## ENTRIES SUPPLIED
:::

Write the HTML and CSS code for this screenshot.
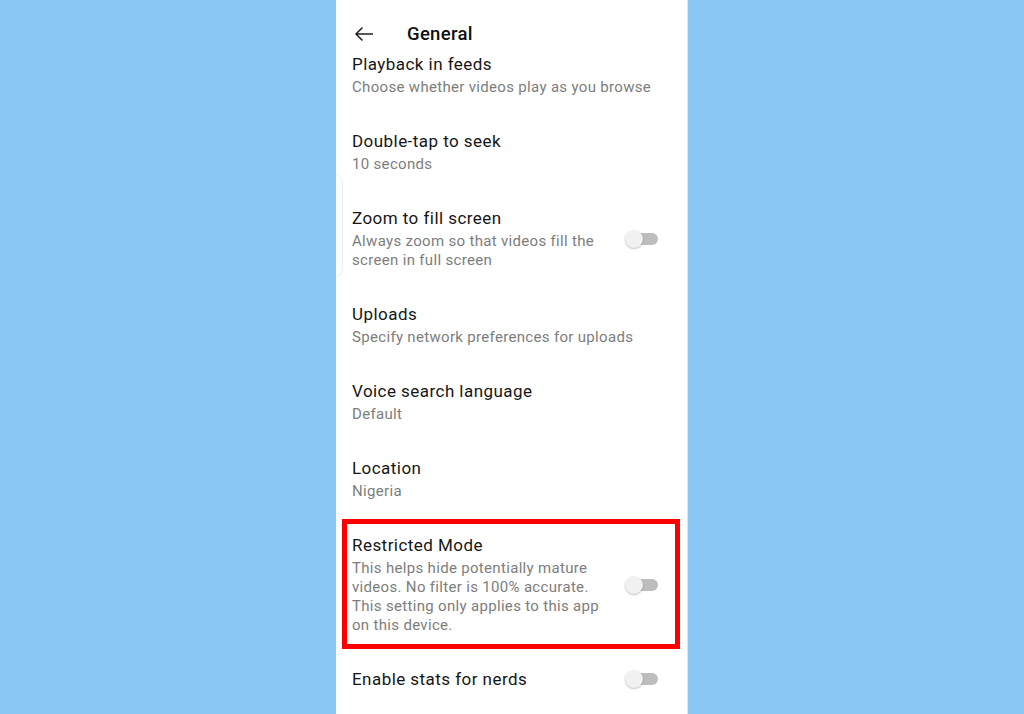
FILE: index.html
```html
<!DOCTYPE html>
<html>
<head>
<meta charset="utf-8">
<link rel="stylesheet" href="styles.css">
</head>
<body>
<div class="page">
  <div class="phone">
    <div class="edge-tab"></div>
    <header class="header">
      <svg class="back" width="20" height="16" viewBox="0 0 20 16"><path d="M19 8H2M8.5 1.5L2 8l6.5 6.5" fill="none" stroke="#222" stroke-width="1.5"/></svg>
      <span class="header-title">General</span>
    </header>
    <div class="list">
      <div class="item"><div class="text"><div class="title">Playback in feeds</div><div class="sub">Choose whether videos play as you browse</div></div></div>
      <div class="item"><div class="text"><div class="title">Double-tap to seek</div><div class="sub">10 seconds</div></div></div>
      <div class="item"><div class="text"><div class="title">Zoom to fill screen</div><div class="sub">Always zoom so that videos fill the<br>screen in full screen</div></div><div class="toggle"><span class="knob"></span></div></div>
      <div class="item"><div class="text"><div class="title">Uploads</div><div class="sub">Specify network preferences for uploads</div></div></div>
      <div class="item"><div class="text"><div class="title">Voice search language</div><div class="sub">Default</div></div></div>
      <div class="item"><div class="text"><div class="title">Location</div><div class="sub">Nigeria</div></div></div>
      <div class="item highlighted"><div class="text"><div class="title">Restricted Mode</div><div class="sub">This helps hide potentially mature<br>videos. No filter is 100% accurate.<br>This setting only applies to this app<br>on this device.</div></div><div class="toggle"><span class="knob"></span></div><div class="red-box"></div></div>
      <div class="item"><div class="text"><div class="title">Enable stats for nerds</div></div><div class="toggle"><span class="knob"></span></div></div>
    </div>
  </div>
</div>
</body>
</html>
```

FILE: styles.css
```css
html, body {
  margin: 0;
  padding: 0;
}
body {
  background: #8bc7f4;
  font-family: Roboto, "Noto Sans", sans-serif;
  overflow: hidden;
}
.page {
  height: 714px;
  display: flex;
  justify-content: center;
}
.phone {
  position: relative;
  width: 351px;
  height: 714px;
  background: #ffffff;
  border-right: 1px solid #d4e7f5;
  overflow: hidden;
}
.edge-tab {
  position: absolute;
  left: -10px;
  top: 174px;
  width: 15px;
  height: 102px;
  border: 1px solid #ececec;
  border-radius: 10px;
}
.header {
  display: flex;
  align-items: center;
  height: 24px;
  padding: 22px 0 0 18px;
}
.back {
  display: block;
}
.header-title {
  margin-left: 33px;
  font-size: 18.5px;
  font-weight: 500;
  letter-spacing: 0.3px;
  color: #0f0f0f;
  line-height: 24px;
}
.list {
  display: flex;
  flex-direction: column;
  margin-top: -10px;
}
.item {
  position: relative;
  display: flex;
  align-items: center;
  padding: 17px 28px 16px 16px;
}
.text {
  flex: 1;
}
.title {
  font-size: 17px;
  line-height: 22px;
  letter-spacing: 0.45px;
  color: #161616;
}
.sub {
  margin-top: 3px;
  font-size: 15px;
  line-height: 19px;
  letter-spacing: 0.32px;
  color: #7d7d7d;
}
.toggle {
  position: relative;
  width: 34px;
  height: 18px;
}
.toggle::before {
  content: "";
  position: absolute;
  left: 8px;
  top: 3px;
  width: 25px;
  height: 12px;
  border-radius: 6px;
  background: #bdbdbd;
}
.knob {
  position: absolute;
  left: 0;
  top: 0;
  width: 18px;
  height: 18px;
  border-radius: 50%;
  background: #f1f1f1;
  box-shadow: 0 1px 2px rgba(0,0,0,0.25);
}
.red-box {
  position: absolute;
  left: 6px;
  right: 7px;
  top: 2px;
  bottom: 2px;
  border: 5px solid #ff0000;
  pointer-events: none;
}
```
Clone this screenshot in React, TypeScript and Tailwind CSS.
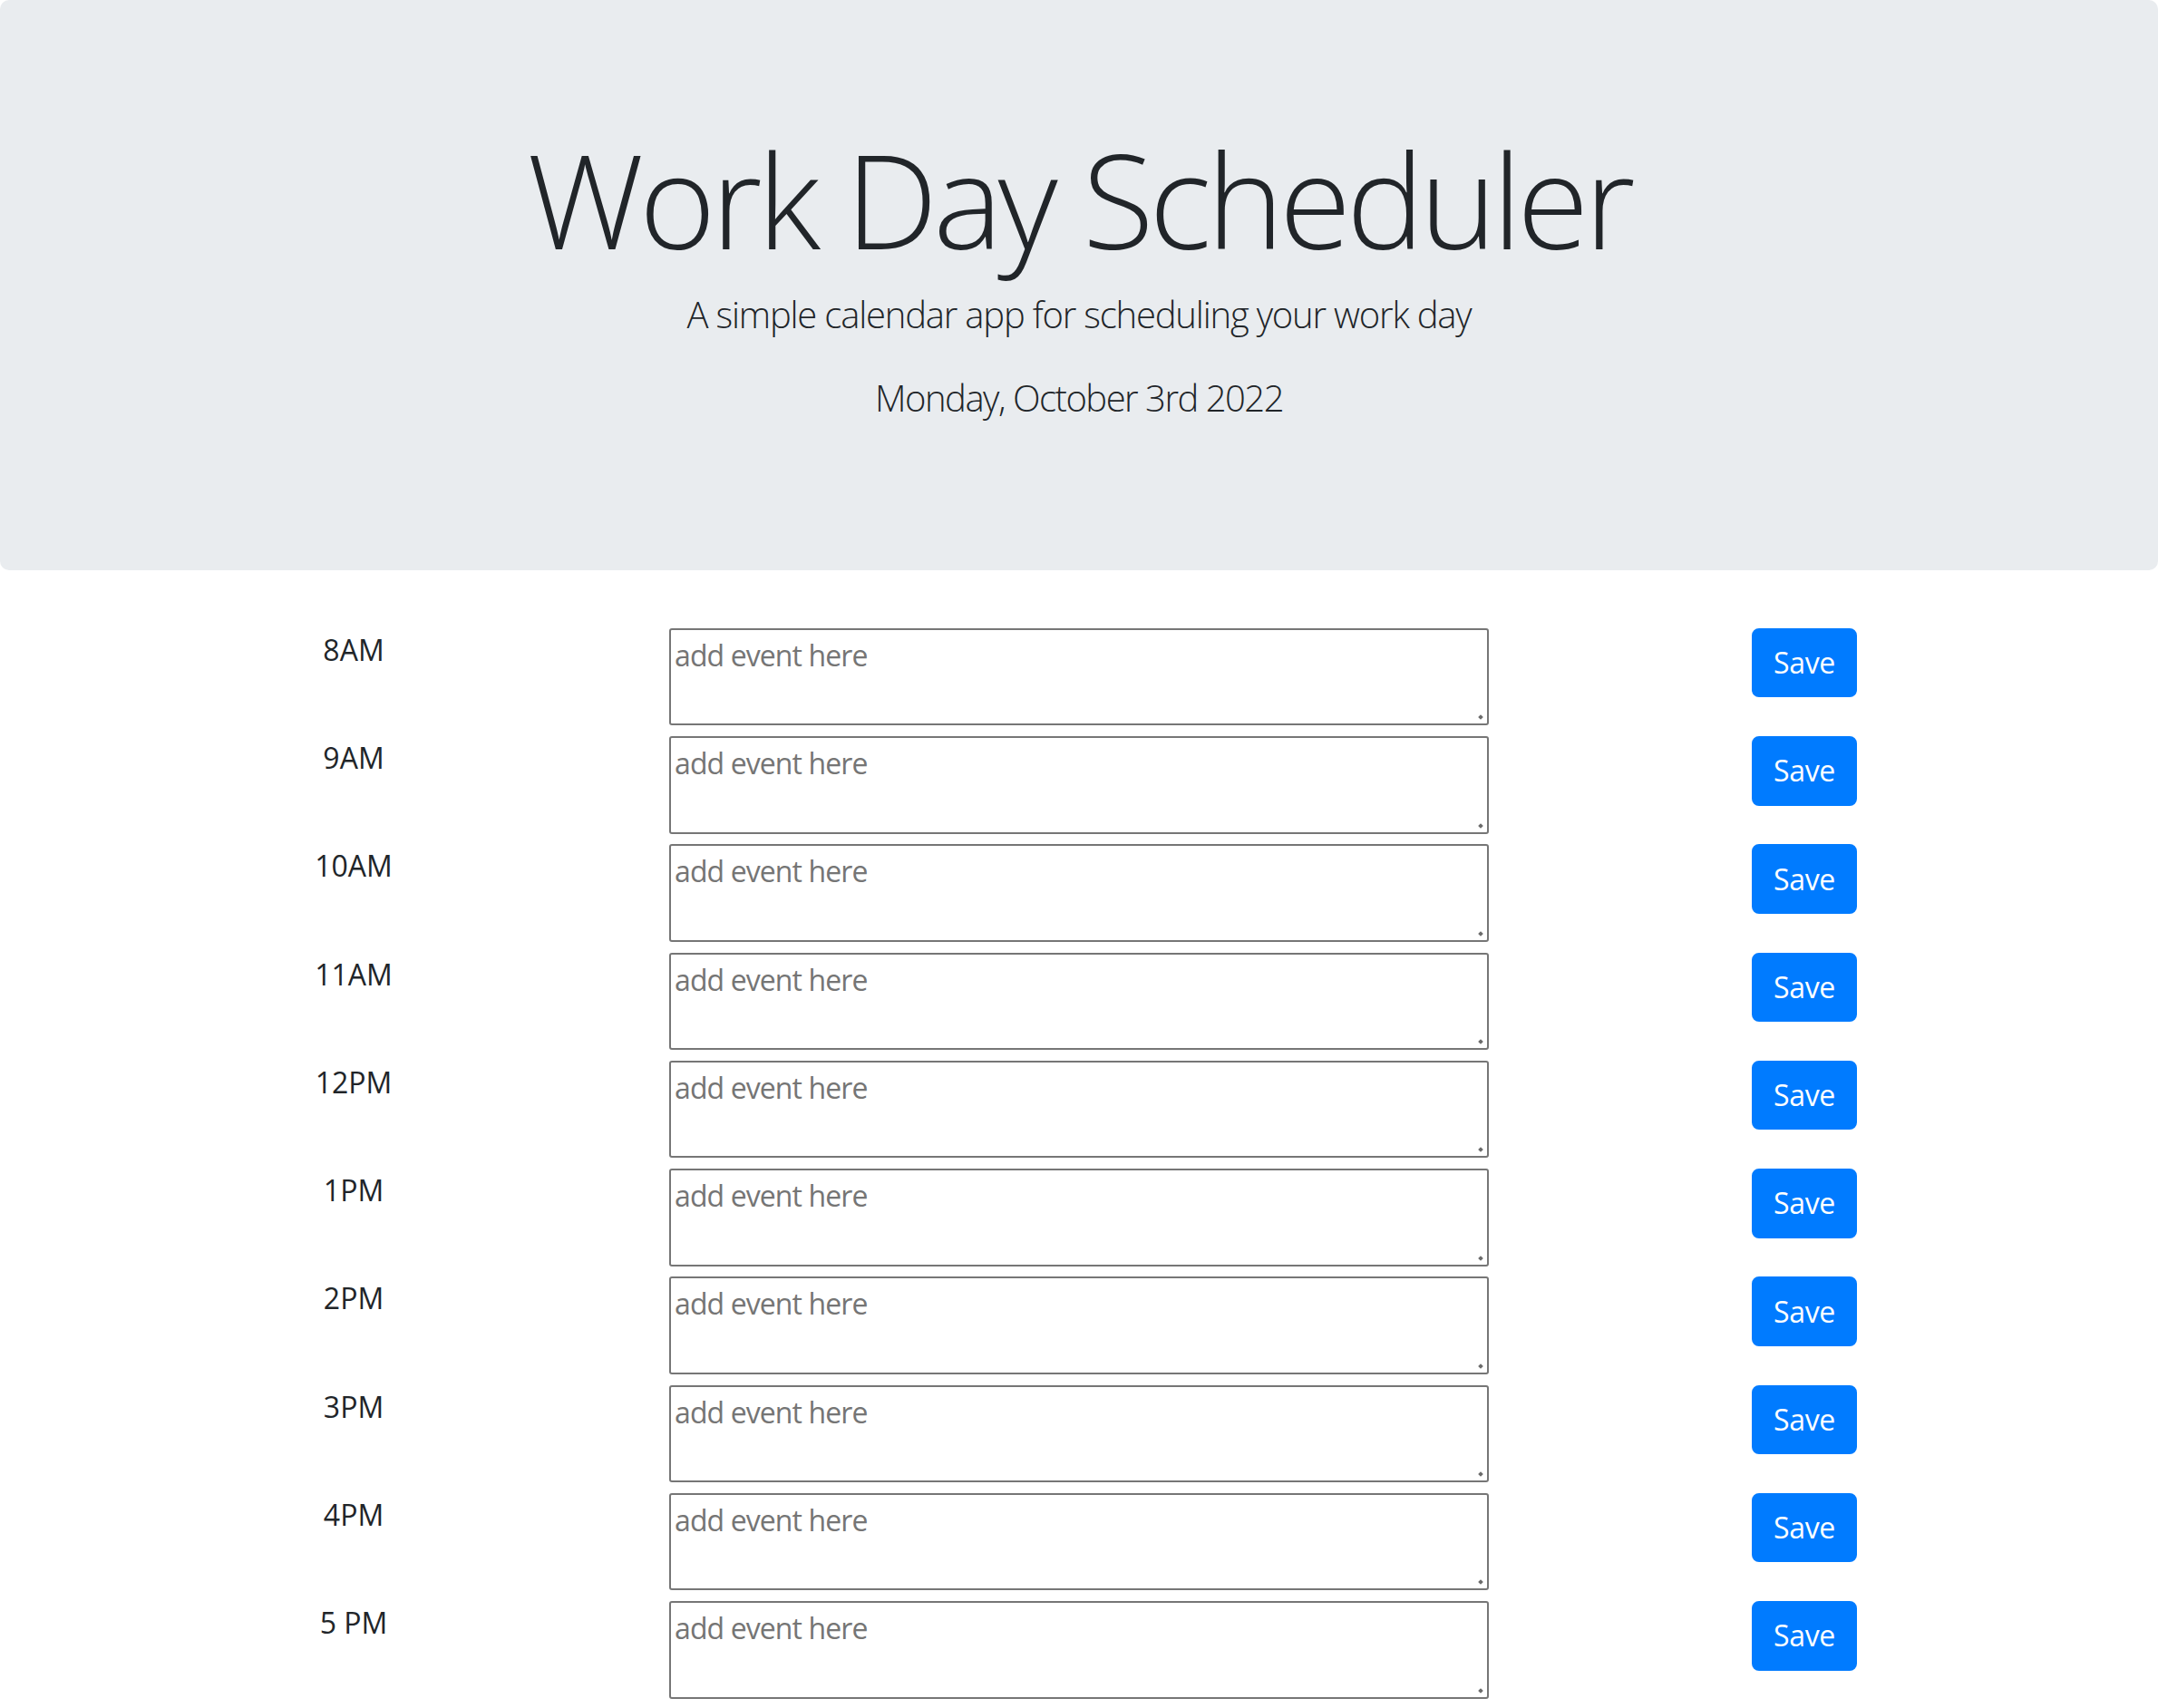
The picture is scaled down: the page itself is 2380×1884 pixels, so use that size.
const hours = ["8AM", "9AM", "10AM", "11AM", "12PM", "1PM", "2PM", "3PM", "4PM", "5 PM"]

function TimeBlock({ hour }: { hour: string }) {
  return (
    <div className="flex h-[119.25px] items-start">
      <div className="w-[320px] text-center text-[32px] leading-[48px] text-[#212529]">{hour}</div>
      <div className="flex w-[1280px] justify-center">
        <div className="relative">
          <textarea
            rows={2}
            placeholder="add event here"
            className="block h-[107.5px] w-[904px] resize-none rounded-[3px] border-2 border-[#767676] bg-white px-[4px] py-[4px] text-[32px] leading-[48px] tracking-[-0.9px] text-[#212529] placeholder:text-[#757575] focus:outline-none"
          />
          <span className="absolute right-[7px] bottom-[7px] h-[4px] w-[4px] rotate-45 bg-[#6b6b6b]" />
        </div>
      </div>
      <div className="flex w-[320px] justify-center">
        <button className="h-[76.5px] rounded-[8px] border-2 border-[#007bff] bg-[#007bff] px-[22px] text-[32px] leading-[48px] tracking-[-0.3px] text-white">
          Save
        </button>
      </div>
    </div>
  )
}

export default function App() {
  return (
    <div className="min-h-screen bg-white font-['Open_Sans','Noto_Sans',sans-serif]">
      <header className="mb-[64px] rounded-[10px] bg-[#e9ecef] px-[64px] pt-[128px] pb-[128px] text-center text-[#212529]">
        <h1 className="mt-[5px] mb-[11px] text-[144px] leading-[172.8px] font-light tracking-[-5px]">Work Day Scheduler</h1>
        <p className="mb-[32px] text-[40px] leading-[60px] font-light tracking-[-1.2px]">
          A simple calendar app for scheduling your work day
        </p>
        <p className="mb-[32px] text-[40px] leading-[60px] font-light tracking-[-1.5px]">Monday, October 3rd 2022</p>
      </header>
      <main className="mx-auto w-[1920px]">
        {hours.map((hour) => (
          <TimeBlock key={hour} hour={hour} />
        ))}
      </main>
    </div>
  )
}
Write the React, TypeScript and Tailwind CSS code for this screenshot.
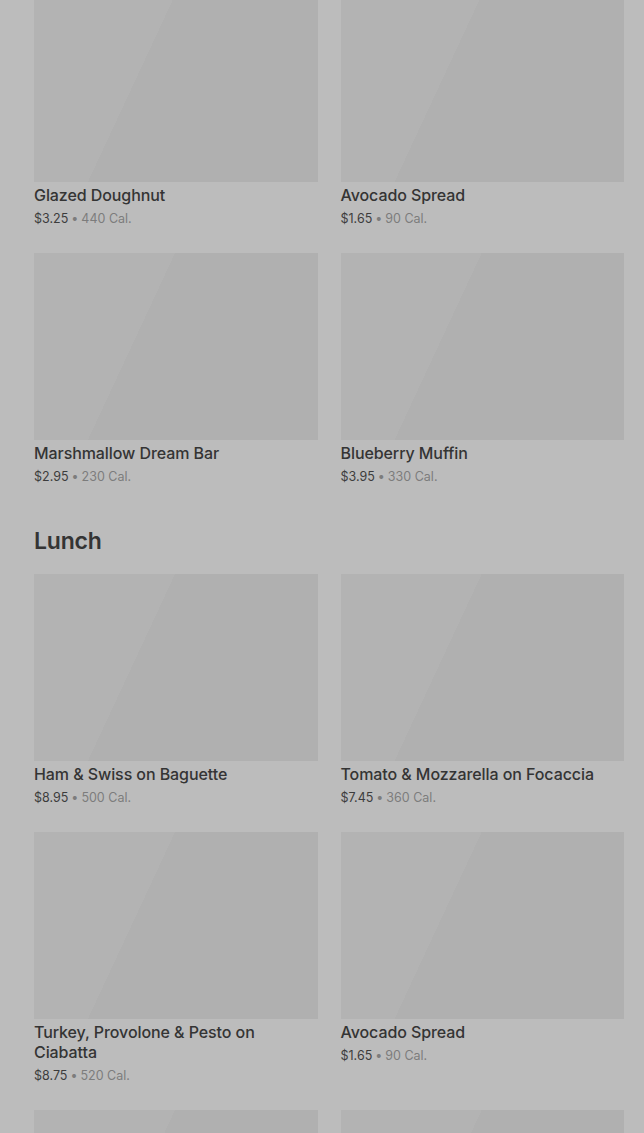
type Item = { name: string; price: string; cal: number };

const breakfast: Item[] = [
  { name: "Glazed Doughnut", price: "$3.25", cal: 440 },
  { name: "Avocado Spread", price: "$1.65", cal: 90 },
  { name: "Marshmallow Dream Bar", price: "$2.95", cal: 230 },
  { name: "Blueberry Muffin", price: "$3.95", cal: 330 },
];

const lunch: Item[] = [
  { name: "Ham & Swiss on Baguette", price: "$8.95", cal: 500 },
  { name: "Tomato & Mozzarella on Focaccia", price: "$7.45", cal: 360 },
  { name: "Turkey, Provolone & Pesto on Ciabatta", price: "$8.75", cal: 520 },
  { name: "Avocado Spread", price: "$1.65", cal: 90 },
  { name: "Chicken Caesar Wrap", price: "$8.25", cal: 610 },
  { name: "Garden Salad", price: "$6.95", cal: 210 },
];

function Card({ item }: { item: Item }) {
  return (
    <div className="flex flex-col">
      <div className="h-[187px] w-full bg-[#b1b1b1] bg-[linear-gradient(115deg,#b3b3b3_0%,#b3b3b3_38%,#b0b0b0_38%,#b0b0b0_100%)]" />
      <p className="mt-[3px] text-[16px] leading-[20px] font-medium tracking-[-0.005em] text-[#343434]">
        {item.name}
      </p>
      <p className="mt-[5px] text-[12.5px] leading-[18px] text-[#7c7c7c]">
        <span className="text-[#3c3c3c]">{item.price}</span>
        <span className="mx-[3px]">•</span>
        {item.cal} Cal.
      </p>
    </div>
  );
}

export default function App() {
  return (
    <div
      className="min-h-[1133px] w-full overflow-hidden bg-[#bcbcbc] pl-[34px] pr-[20px]"
      style={{ fontFamily: "Inter, 'Noto Sans', sans-serif" }}
    >
      <div className="-mt-[5px] grid grid-cols-2 gap-x-[23px] gap-y-[25px]">
        {breakfast.map((it, i) => (
          <Card key={i} item={it} />
        ))}
      </div>

      <h2 className="mt-[39px] mb-[17px] text-[23px] leading-[32px] font-semibold tracking-[-0.01em] text-[#343434]">
        Lunch
      </h2>

      <div className="grid grid-cols-2 gap-x-[23px] gap-y-[25px]">
        {lunch.map((it, i) => (
          <Card key={i} item={it} />
        ))}
      </div>
    </div>
  );
}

:::

Copy all lines from the entries that contain the word "code".

## OUTPUT OF THE TASK
Write the HTML and CSS code for this screenshot.
Write the React, TypeScript and Tailwind CSS code for this screenshot.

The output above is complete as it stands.